で、GO FOR THE SUNの最後はやはり、これしかない。
“今夜はブギーバッグ“(小沢健二featuringスチャダラパー)
スチャダラのラップパートを安部コウセイと下岡晃が、オザケンの部分は佐々木健太郎と山内総一郎が、まるで8年前に見たときと同じように、また今でもYoutubeに転がってて再生され続けている伝説の動画と同様に、みんなで気持ちよく歌っていた。
曲も終わりかけて、メンバーひとりひとりを紹介していくくだり、最初に「ドラムス・菱谷昌弘!(HINTO)」と言われて、ヒシタニマサヒロって誰だっけ、って一瞬なってしまった…本名のほう呼ばれたんだ…たしかに合ってるけど…ビッツくん…。

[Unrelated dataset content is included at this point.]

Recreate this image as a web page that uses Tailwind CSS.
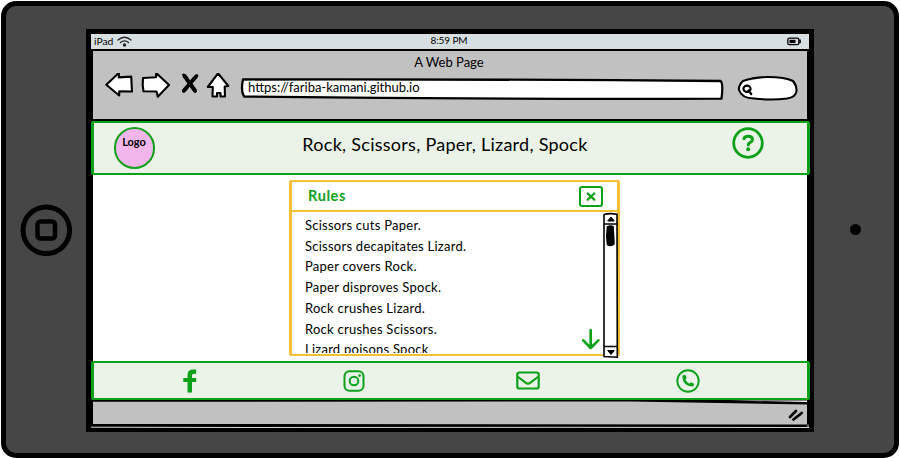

続けてドラムス・斉藤州一郎!(アナログフィッシュ)、ギター・伊東真一!(HINTO)、ベース・加藤慎一!(フジファブリック)と呼ばれたあと、「ベー…あっキーボード・安部光広!」と、普段の楽器ではないのにソロプレイっぽい見せ場を作らなくちゃいけなくなり不慣れにピロピロ弾きまくる光広のパート。それほど盛り上がっていかないフレーズが続く中「あいつはもうちょっとやれるはずだ」と突き放す兄・コウセイ。やがて途中で諦める弟・光広。直後、キーボード・金澤ダイスケ!(フジファブリック)となった時には、当然ながら光広とは比べ物にならないエモーショナルな高速フレーズで魅了してくる(本職)。

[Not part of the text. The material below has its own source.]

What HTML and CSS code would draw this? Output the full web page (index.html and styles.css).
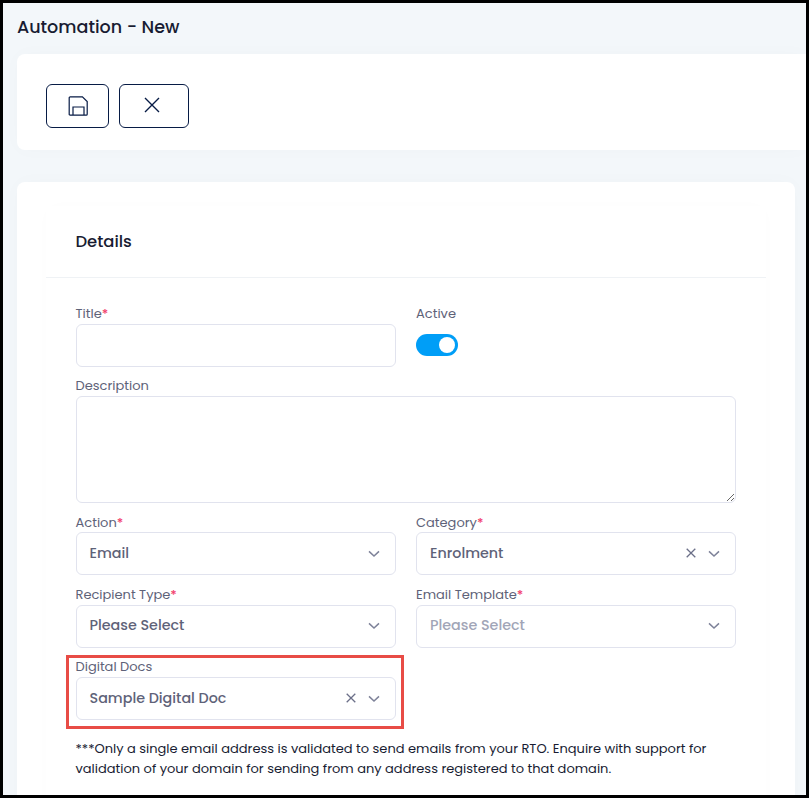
FILE: index.html
```html
<!DOCTYPE html>
<html lang="en">
<head>
<meta charset="utf-8">
<title>Automation - New</title>
<link rel="stylesheet" href="styles.css">
</head>
<body>
<svg class="defs" width="0" height="0">
  <symbol id="chevron" viewBox="0 0 12 8"><path d="M1 1.4 6 6 11 1.4" fill="none" stroke="currentColor" stroke-width="1.5"/></symbol>
  <symbol id="clear" viewBox="0 0 10 10"><path d="M.7.7 9.3 9.3M9.3.7.7 9.3" fill="none" stroke="currentColor" stroke-width="1.3"/></symbol>
</svg>
<div class="app">
  <h1>Automation - New</h1>
  <section class="toolbar">
    <button class="tool save" aria-label="Save"><svg width="20" height="20" viewBox="0 0 20 20"><path d="M2.2.8H14.4L19.2 5.5V18.2Q19.2 19.2 18.2 19.2H2.2Q1.2 19.2 1.2 18.2V1.8Q1.2.8 2.2.8ZM5 19.2V11H16V19.2" fill="none" stroke="currentColor" stroke-width="1.2"/></svg></button>
    <button class="tool close" aria-label="Close"><svg width="16" height="16" viewBox="0 0 16 16"><path d="M1 1 15 15M15 1 1 15" fill="none" stroke="currentColor" stroke-width="1.4"/></svg></button>
  </section>
  <section class="page">
    <div class="panel">
      <header><h2>Details</h2></header>
      <div class="form">
        <div class="field"><label>Title<b>*</b></label><div class="control"></div></div>
        <div class="field right"><label>Active</label><div class="toggle"></div></div>
        <div class="field wide"><label>Description</label><textarea aria-label="Description"></textarea></div>
        <div class="field"><label>Action<b>*</b></label><div class="control"><span class="value">Email</span><svg class="chev"><use href="#chevron"/></svg></div></div>
        <div class="field right"><label>Category<b>*</b></label><div class="control"><span class="value">Enrolment</span><svg class="clear"><use href="#clear"/></svg><svg class="chev"><use href="#chevron"/></svg></div></div>
        <div class="field"><label>Recipient Type<b>*</b></label><div class="control"><span class="value">Please Select</span><svg class="chev"><use href="#chevron"/></svg></div></div>
        <div class="field right"><label>Email Template<b>*</b></label><div class="control"><span class="value muted">Please Select</span><svg class="chev"><use href="#chevron"/></svg></div></div>
        <div class="field marked"><label>Digital Docs</label><div class="control"><span class="value">Sample Digital Doc</span><svg class="clear"><use href="#clear"/></svg><svg class="chev"><use href="#chevron"/></svg></div></div>
      </div>
      <p class="note">***Only a single email address is validated to send emails from your RTO. Enquire with support for<br>validation of your domain for sending from any address registered to that domain.</p>
    </div>
  </section>
</div>
</body>
</html>
```
FILE: styles.css
```css
* { box-sizing: border-box; }
body { margin: 0; font-family: Poppins, Inter, sans-serif; color: #181c32; }
.defs { position: absolute; }
.app { height: 798px; border: 3px solid #000; background: #f3f7fa; overflow: hidden; padding-left: 14px; }
h1, h2, p { margin: 0; font-weight: 500; white-space: nowrap; }
h1 { height: 51px; font-size: 17.55px; line-height: 48px; }
.toolbar { height: 96px; padding: 30px 29px; display: flex; gap: 10px; background: #fff; border-radius: 8px 0 0 8px; box-shadow: 0 0 20px rgba(76, 87, 125, .02); }
.tool { height: 44px; padding: 0; display: flex; align-items: center; justify-content: center; border: 1px solid #071b45; border-radius: 6px; background: #fff; color: #071b45; }
.save { width: 63px; }
.close { width: 70px; padding: 0 4px 1.5px 0; }
.page { width: 778px; height: 640px; margin-top: 32px; padding: 24px 29px; background: #fff; border-radius: 8px; box-shadow: 0 0 20px rgba(76, 87, 125, .02); }
.panel { width: 720px; height: 640px; border-radius: 8px; box-shadow: 0 0 20px rgba(76, 87, 125, .01); }
.panel header { height: 72px; border-bottom: 1px solid #eff2f5; padding-left: 29.5px; }
h2 { font-size: 16.4px; line-height: 71px; }
.form { padding: 25.6px 30px 0; display: grid; grid-template-columns: 320px 320px; column-gap: 20px; row-gap: 9.4px; }
.field { min-width: 0; }
.wide { grid-column: span 2; }
label { display: block; height: 20px; padding-top: .2px; margin-left: -.5px; font-size: 13px; line-height: 20px; color: #5e6278; white-space: nowrap; }
.right label { margin-left: 0; }
label b { color: #f1416c; font-weight: 500; }
.control { height: 43px; border: 1px solid #e1e3ee; border-radius: 6px; display: flex; align-items: center; padding: 0 15px 1px 12.5px; color: #5e6278; }
.right .control { padding-left: 13px; }
.value { flex: 1; font-size: 14.3px; font-weight: 500; white-space: nowrap; }
.muted { color: #a1a5b7; }
.chev { width: 12px; height: 8px; margin-top: 1px; color: #7e8299; }
.clear { width: 10px; height: 10px; margin: 0 12px 0 0; color: #6b6f88; }
.toggle { width: 42px; height: 22px; margin-top: 10px; border-radius: 11px; background: #009ef7; padding: 3px 3px 3px 23px; }
.toggle::before { content: ""; display: block; width: 16px; height: 16px; border-radius: 50%; background: #fff; }
textarea { display: block; width: 660px; height: 107px; border: 1px solid #e1e3ee; border-radius: 6px; outline: none; resize: vertical; background: #fff; }
.marked { position: relative; }
.marked::after { content: ""; position: absolute; inset: -2px -8px -9px -10px; border: 3px solid #e84c46; }
.note { margin: 18.6px 0 0 29.5px; font-size: 13px; line-height: 20px; font-weight: 400; }
```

ベースボーカル・佐々木健太郎!(アナログフィッシュ)安部コウセイ!(HINTO)下岡晃!(アナログフィッシュ)山内総一郎!(フジファブリック)とメンバーを一周して、それからほんのワンテンポ置いて、立派なフロントマンとなった山内総一郎の口から、
志村正彦!
と。
あっあっ、このタイミングで名前出すんだ…完全に泣いちゃうやつだよそれ…やばいよ…ってなりながら、反射的に両手をグーにして、力いっぱい掲げていた。そう、志村正彦は永遠ですよ。間違いなく。
なんだかよくわからないけれど、今後またもしフジファブリックを観る機会があるとしたら、それはGO FOR THE SUNの時だけが理想だな、それがいいよな、って思った。

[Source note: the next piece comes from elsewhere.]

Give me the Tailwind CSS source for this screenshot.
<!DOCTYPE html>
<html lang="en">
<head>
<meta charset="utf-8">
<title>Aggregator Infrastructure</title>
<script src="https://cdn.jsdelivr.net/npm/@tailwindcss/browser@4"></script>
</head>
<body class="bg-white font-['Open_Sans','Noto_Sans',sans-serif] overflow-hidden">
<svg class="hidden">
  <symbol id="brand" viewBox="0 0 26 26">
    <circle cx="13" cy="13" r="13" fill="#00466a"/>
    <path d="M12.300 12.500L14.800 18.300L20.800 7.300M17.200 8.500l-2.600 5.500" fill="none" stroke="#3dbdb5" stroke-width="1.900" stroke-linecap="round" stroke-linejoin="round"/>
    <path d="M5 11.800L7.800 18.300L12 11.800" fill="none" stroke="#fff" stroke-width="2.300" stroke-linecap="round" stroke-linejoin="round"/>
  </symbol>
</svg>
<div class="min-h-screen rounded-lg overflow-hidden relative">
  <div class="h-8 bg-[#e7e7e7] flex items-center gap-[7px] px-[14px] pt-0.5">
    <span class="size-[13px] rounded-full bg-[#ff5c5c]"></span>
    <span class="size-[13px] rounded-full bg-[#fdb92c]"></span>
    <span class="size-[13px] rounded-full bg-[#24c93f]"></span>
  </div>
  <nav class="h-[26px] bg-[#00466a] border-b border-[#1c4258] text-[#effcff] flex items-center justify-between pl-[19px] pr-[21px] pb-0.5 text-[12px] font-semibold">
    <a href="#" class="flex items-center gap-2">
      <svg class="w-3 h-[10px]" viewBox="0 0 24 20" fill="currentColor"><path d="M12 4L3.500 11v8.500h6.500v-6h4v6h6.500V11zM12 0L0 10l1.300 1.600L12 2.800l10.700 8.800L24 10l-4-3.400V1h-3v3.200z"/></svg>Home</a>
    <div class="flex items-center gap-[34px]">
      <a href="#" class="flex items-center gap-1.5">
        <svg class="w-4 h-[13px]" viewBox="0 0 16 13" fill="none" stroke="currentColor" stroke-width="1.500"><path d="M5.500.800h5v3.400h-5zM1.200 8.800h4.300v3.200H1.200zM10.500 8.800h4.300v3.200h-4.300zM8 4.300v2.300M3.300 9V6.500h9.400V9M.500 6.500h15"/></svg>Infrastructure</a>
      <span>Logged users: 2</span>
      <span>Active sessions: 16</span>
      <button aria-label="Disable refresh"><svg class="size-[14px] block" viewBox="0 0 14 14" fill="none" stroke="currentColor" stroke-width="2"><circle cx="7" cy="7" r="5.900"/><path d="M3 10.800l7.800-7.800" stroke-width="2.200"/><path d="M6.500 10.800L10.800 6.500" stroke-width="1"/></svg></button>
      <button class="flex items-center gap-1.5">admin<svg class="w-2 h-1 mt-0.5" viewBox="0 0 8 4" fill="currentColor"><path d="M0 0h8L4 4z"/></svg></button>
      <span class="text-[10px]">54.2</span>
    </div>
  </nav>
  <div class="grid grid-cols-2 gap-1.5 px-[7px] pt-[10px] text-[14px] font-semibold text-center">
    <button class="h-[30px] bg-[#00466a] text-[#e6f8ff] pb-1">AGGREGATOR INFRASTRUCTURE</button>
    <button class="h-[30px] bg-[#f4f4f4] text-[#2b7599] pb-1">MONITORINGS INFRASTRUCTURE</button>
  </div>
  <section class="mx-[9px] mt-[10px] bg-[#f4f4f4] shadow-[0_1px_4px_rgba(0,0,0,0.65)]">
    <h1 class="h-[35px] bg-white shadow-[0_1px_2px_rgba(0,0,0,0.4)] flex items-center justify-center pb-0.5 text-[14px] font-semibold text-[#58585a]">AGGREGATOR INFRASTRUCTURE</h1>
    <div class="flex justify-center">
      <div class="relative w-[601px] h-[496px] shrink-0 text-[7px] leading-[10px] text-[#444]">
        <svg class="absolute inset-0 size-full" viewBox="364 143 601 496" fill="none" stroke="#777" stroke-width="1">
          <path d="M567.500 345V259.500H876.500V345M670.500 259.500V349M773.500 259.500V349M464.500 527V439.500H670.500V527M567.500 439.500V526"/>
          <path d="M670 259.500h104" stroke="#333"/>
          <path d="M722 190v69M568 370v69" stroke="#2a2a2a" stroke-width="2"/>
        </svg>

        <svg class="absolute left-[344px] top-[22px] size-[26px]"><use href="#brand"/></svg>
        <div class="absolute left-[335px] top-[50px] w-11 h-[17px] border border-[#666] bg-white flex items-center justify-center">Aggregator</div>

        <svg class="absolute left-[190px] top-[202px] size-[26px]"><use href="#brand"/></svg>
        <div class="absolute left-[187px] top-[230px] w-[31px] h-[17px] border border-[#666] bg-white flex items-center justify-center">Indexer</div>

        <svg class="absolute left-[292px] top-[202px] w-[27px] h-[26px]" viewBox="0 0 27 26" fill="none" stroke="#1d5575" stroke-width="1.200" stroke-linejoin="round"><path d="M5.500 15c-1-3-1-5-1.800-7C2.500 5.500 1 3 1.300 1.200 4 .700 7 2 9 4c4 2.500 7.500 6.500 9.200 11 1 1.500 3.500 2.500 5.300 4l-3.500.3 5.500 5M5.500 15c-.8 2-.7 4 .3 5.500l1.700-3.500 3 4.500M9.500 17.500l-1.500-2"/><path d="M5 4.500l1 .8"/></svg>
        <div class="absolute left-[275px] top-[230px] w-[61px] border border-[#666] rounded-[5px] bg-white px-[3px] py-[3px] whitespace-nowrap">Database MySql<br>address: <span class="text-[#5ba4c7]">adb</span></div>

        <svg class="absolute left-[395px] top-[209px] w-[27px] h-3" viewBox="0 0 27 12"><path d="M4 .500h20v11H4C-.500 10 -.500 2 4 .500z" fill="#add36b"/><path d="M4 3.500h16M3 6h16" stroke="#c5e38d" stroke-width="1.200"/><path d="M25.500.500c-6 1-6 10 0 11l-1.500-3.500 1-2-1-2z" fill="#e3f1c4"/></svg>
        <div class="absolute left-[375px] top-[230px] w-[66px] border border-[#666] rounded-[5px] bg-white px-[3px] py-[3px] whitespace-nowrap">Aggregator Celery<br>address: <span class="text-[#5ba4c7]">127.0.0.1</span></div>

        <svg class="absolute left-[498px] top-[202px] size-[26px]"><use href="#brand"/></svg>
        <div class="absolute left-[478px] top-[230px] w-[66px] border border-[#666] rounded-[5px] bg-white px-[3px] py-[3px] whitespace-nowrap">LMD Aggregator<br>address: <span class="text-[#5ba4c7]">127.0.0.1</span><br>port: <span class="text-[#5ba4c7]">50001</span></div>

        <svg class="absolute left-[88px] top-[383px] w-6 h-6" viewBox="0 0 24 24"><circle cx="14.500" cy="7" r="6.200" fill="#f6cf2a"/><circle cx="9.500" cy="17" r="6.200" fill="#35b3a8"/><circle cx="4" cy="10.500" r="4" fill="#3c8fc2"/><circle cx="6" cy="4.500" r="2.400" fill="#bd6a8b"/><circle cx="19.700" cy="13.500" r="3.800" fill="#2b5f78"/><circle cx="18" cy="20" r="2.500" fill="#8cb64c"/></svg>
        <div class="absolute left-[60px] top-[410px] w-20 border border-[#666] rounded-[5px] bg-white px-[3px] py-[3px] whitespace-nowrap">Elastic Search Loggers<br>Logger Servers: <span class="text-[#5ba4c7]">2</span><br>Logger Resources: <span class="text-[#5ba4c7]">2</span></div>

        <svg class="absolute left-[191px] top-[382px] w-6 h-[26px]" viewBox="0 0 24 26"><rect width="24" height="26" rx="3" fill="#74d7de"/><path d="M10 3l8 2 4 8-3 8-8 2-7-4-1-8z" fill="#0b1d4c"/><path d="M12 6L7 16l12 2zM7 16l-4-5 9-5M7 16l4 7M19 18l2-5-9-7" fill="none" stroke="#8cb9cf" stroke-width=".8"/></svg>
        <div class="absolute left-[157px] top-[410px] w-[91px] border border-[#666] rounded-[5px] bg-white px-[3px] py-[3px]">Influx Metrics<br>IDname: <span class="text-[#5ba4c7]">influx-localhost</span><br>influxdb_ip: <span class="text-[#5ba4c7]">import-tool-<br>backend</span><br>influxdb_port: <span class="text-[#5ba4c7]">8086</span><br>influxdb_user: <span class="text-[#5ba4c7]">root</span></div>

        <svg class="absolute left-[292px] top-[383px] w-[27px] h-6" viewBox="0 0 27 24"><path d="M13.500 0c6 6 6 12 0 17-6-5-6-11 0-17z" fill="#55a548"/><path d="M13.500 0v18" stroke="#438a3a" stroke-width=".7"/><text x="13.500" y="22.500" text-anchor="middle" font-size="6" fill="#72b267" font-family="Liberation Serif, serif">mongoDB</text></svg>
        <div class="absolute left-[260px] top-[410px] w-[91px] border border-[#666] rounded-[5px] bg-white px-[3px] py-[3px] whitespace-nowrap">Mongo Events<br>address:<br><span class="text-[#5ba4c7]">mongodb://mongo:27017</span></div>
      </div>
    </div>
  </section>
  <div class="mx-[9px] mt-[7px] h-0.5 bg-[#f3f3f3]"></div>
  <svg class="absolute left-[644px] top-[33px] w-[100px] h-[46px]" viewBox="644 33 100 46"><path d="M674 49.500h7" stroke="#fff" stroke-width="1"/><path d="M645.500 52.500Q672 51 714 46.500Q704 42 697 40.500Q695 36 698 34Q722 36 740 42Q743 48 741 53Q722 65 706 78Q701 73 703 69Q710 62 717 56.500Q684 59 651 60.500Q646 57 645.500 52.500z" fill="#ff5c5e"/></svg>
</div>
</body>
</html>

AXに来るのもおそらくこれが最後になるんだろうな。数えきれないくらいお世話になりました。特に、過去に何回も書いてますが、フジファブリックのメジャー2ndアルバム『モノノケハカランダ』ツアーのファイナル、アンコールラストで聴いた“陽炎”が、いつまでも残っております。スパルタローカルズの解散ライブでも、2階席の最前ど真ん中にフジファブリックのメンバーが勢揃いしていたことがあった。あれが志村を見た最後でした。
といった具合にAXでの思い出は挙げていくと本当にキリがないのだけど(POLYSICSの10周年ライブでPの文字がトーストされたパン投げを味わったのもここだったなぁ…とか)とにかくその最後かもしれない日に、思い出の集大成にも近い至高のライブを味わえたことは、僕のライブ人生において極めてめでたい出来事であるように思えます。本当にありがとうございました。来られてよかった…!
で、志村がいなくなっても、AXがなくなっても、GO FOR THE SUNはこれからもどこかでたまに開催されていくだろうから、決して忘れることはないのです。